### PROBLEM:
Using the material that follows, identify and copy each line with the string "page".

### DATA SEGMENT:
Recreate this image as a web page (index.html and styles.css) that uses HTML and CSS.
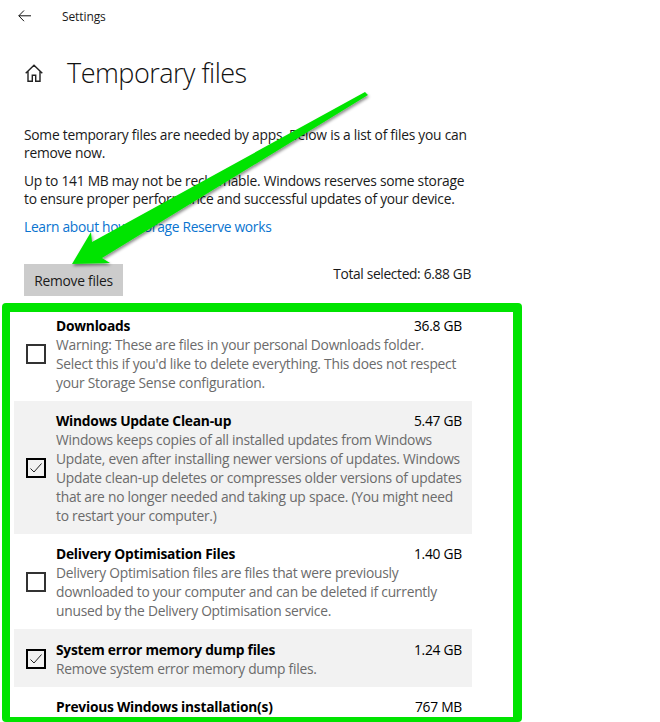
FILE: index.html
```html
<!DOCTYPE html>
<html lang="en">
<head>
	<meta charset="UTF-8">
	<title>Settings</title>
	<link rel="stylesheet" href="styles.css">
</head>
<body>
	<div class="titlebar">
		<svg class="back-icon" width="13" height="12" viewBox="0 0 13 12"><path d="M6 .5.800 5.800 6 11.200M.8 5.800H13" fill="none" stroke="#111" stroke-width="1"/></svg>
		<span class="app-name">Settings</span>
	</div>
	<div class="page-head">
		<svg class="home-icon" width="18" height="18" viewBox="0 0 18 18"><path d="M.7 9.300 9 1.200l8.300 8.100M3 7.500v9.700h4.300v-6h3.400v6H15V7.500" fill="none" stroke="#222" stroke-width="1.400"/></svg>
		<h1>Temporary files</h1>
	</div>
	<div class="intro">
		<p>Some temporary files are needed by apps. Below is a list of files you can remove now.</p>
		<p>Up to 141 MB may not be reclaimable. Windows reserves some storage to ensure proper performance and successful updates of your device.</p>
		<a class="learn" href="#">Learn about how Storage Reserve works</a>
	</div>
	<div class="actions">
		<a class="remove-btn" href="#">Remove files</a>
		<span class="total">Total selected: 6.88 GB</span>
	</div>
	<div class="highlight">
		<div class="file-list">
			<div class="file-item">
				<span class="check"></span>
				<div class="file-info">
					<div class="file-head"><b>Downloads</b><span>36.8 GB</span></div>
					<p>Warning: These are files in your personal Downloads folder. Select this if you'd like to delete everything. This does not respect your Storage Sense configuration.</p>
				</div>
			</div>
			<div class="file-item selected">
				<span class="check"><svg width="16" height="16" viewBox="0 0 16 16"><path d="M2.500 8.500 6 12l7.500-8.500" fill="none" stroke="#222" stroke-width="1"/></svg></span>
				<div class="file-info">
					<div class="file-head"><b>Windows Update Clean-up</b><span>5.47 GB</span></div>
					<p>Windows keeps copies of all installed updates from Windows Update, even after installing newer versions of updates. Windows Update clean-up deletes or compresses older versions of updates that are no longer needed and taking up space. (You might need to restart your computer.)</p>
				</div>
			</div>
			<div class="file-item">
				<span class="check"></span>
				<div class="file-info">
					<div class="file-head"><b>Delivery Optimisation Files</b><span>1.40 GB</span></div>
					<p>Delivery Optimisation files are files that were previously downloaded to your computer and can be deleted if currently unused by the Delivery Optimisation service.</p>
				</div>
			</div>
			<div class="file-item selected">
				<span class="check"><svg width="16" height="16" viewBox="0 0 16 16"><path d="M2.500 8.500 6 12l7.500-8.500" fill="none" stroke="#222" stroke-width="1"/></svg></span>
				<div class="file-info">
					<div class="file-head"><b>System error memory dump files</b><span>1.24 GB</span></div>
					<p>Remove system error memory dump files.</p>
				</div>
			</div>
			<div class="file-item last">
				<div class="file-info">
					<div class="file-head"><b>Previous Windows installation(s)</b><span>767 MB</span></div>
				</div>
			</div>
		</div>
	</div>
	<svg class="arrow" width="660" height="300" viewBox="0 0 660 300">
		<defs>
			<filter id="arrow-shadow" x="-10%" y="-10%" width="120%" height="120%">
				<feDropShadow dx="1" dy="2" stdDeviation="1.500" flood-color="#000" flood-opacity="0.45"/>
			</filter>
		</defs>
		<polygon points="365,92 368,95 102,258 110,263 72,264 91,232 92,242" fill="#00e400" filter="url(#arrow-shadow)"/>
	</svg>
</body>
</html>
```

FILE: styles.css
```css
html,body{
	margin:0;
	background: #fff;
	height: 722px;
	overflow: hidden;
}
body{
	position: relative;
	font-family: "Open Sans", "Noto Sans", sans-serif;
	font-size: 13.8px;
	letter-spacing: -0.25px;
	color: #1a1a1a;
}
.titlebar{
	display: flex;
	align-items: center;
	height: 32px;
	padding-left: 18px;
}
.back-icon{
	margin-right: 31px;
}
.app-name{
	font-size: 12px;
	letter-spacing: -0.1px;
}
.page-head{
	display: flex;
	align-items: center;
	height: 40px;
	margin-top: 21px;
	padding-left: 25px;
}
.home-icon{
	margin-right: 24px;
}
h1{
	margin: -2px 0 0;
	font-size: 27px;
	font-weight: 300;
	letter-spacing: -0.5px;
	color: #111;
}
.intro{
	width: 447px;
	margin: 33px 0 0 24px;
}
.intro p{
	margin: 0 0 10px;
	line-height: 18px;
}
.learn{
	display: block;
	color: #0a74d0;
	text-decoration: none;
	line-height: 18px;
	letter-spacing: -0.3px;
}
.actions{
	display: flex;
	justify-content: space-between;
	width: 447px;
	margin: 28px 0 0 24px;
}
.remove-btn{
	display: block;
	width: 99px;
	height: 32px;
	line-height: 33px;
	text-align: center;
	background: #ccc;
	color: #1a1a1a;
	text-decoration: none;
}
.total{
	letter-spacing: -0.35px;
}
.highlight{
	box-sizing: border-box;
	width: 520px;
	height: 419px;
	margin: 7px 0 0 2px;
	border-style: solid;
	border-color: #00e400;
	border-width: 9px 9px 5px 8px;
	border-radius: 4px;
	overflow: hidden;
	padding-left: 4px;
}
.file-list{
	width: 458px;
	margin-top: -6px;
}
.file-item{
	display: flex;
	align-items: center;
	min-height: 39px;
	padding: 10px 10px 9px 12px;
}
.file-item.selected{
	background: #f2f2f2;
}
.file-item.last{
	align-items: flex-start;
	min-height: 0;
}
.check{
	flex: none;
	box-sizing: border-box;
	display: flex;
	align-items: center;
	justify-content: center;
	width: 20px;
	height: 20px;
	margin-right: 10px;
	border: 2px solid #333;
}
.selected .check{
	border-color: #000;
}
.file-info{
	flex: 1;
	min-width: 0;
}
.last .file-info{
	margin-left: 30px;
}
.file-head{
	display: flex;
	justify-content: space-between;
	line-height: 19px;
	color: #000;
}
.file-info p{
	margin: 0;
	line-height: 19px;
	color: #6b6b6b;
}
.arrow{
	position: absolute;
	top: 0;
	left: 0;
}
```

### FINAL ANSWER:
Recreate this image as a web page (index.html and styles.css) that uses HTML and CSS.
	<div class="page-head">
.page-head{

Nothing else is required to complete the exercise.